Police in the Dominican Republic have broken up a criminal operation that smuggled in children from Haiti then forced them to beg on the streets, highlighting a common crime facilitated by poverty and corruption.
Police rescued 58 children who had been illegally trafficked into the Dominican Republic and then forced into begging on the streets of capital city Santa Domingo, reported El Diario.
Over twenty people were arrested and two Haitian men have so far been charged. Some of the other Haitians arrested were not directly linked to the operation and will be released or deported, according to their immigration status, according to El Nacional.
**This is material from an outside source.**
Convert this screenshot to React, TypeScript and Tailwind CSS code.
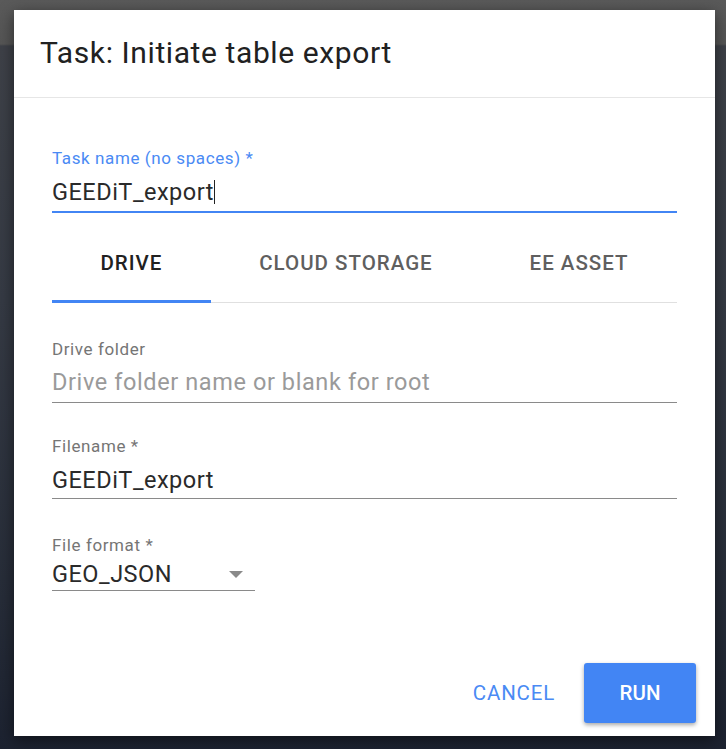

Investigators accused the detained suspects arrested of maltreating the children, including beating them with electrical cables if they did not bring in enough money.
The eight-month operation targeting the ring was carried out by Dominican security forces working alongside the US Imigration and Customs Enforcement agency (ICE).
InSight Crime Analysis
Haiti is a source, transit, and destination country for human trafficking, according to the US State Department. The country’s devastating poverty, institutional weakness, and rampant corruption make it fertile territory for traffickers. Contributing to the problem is the fact that Haiti has no set of laws that prohibits human trafficking.
With only a porous border separating the two countries, the Dominican Republic is a common destination for trafficking victims from Haiti. After the 2010 earthquake that destroyed Haiti’s infrastructure and left 230,000 people dead, the UN reported a significant rise in trafficking between Haiti and its eastern neighbor. Many victims ended up the Dominican Republic as traffickers took advantage of the chaos of thousands of Haitian refugees flooding across the border.
The US State Department notes that Haitian children often cross the border illegally into the Dominican Republic, accompanied by adults who bribe their way across. While many of these are looking to be reunited with parents working in the Dominican Republic, others are forced into organized begging rings or domestic servitude.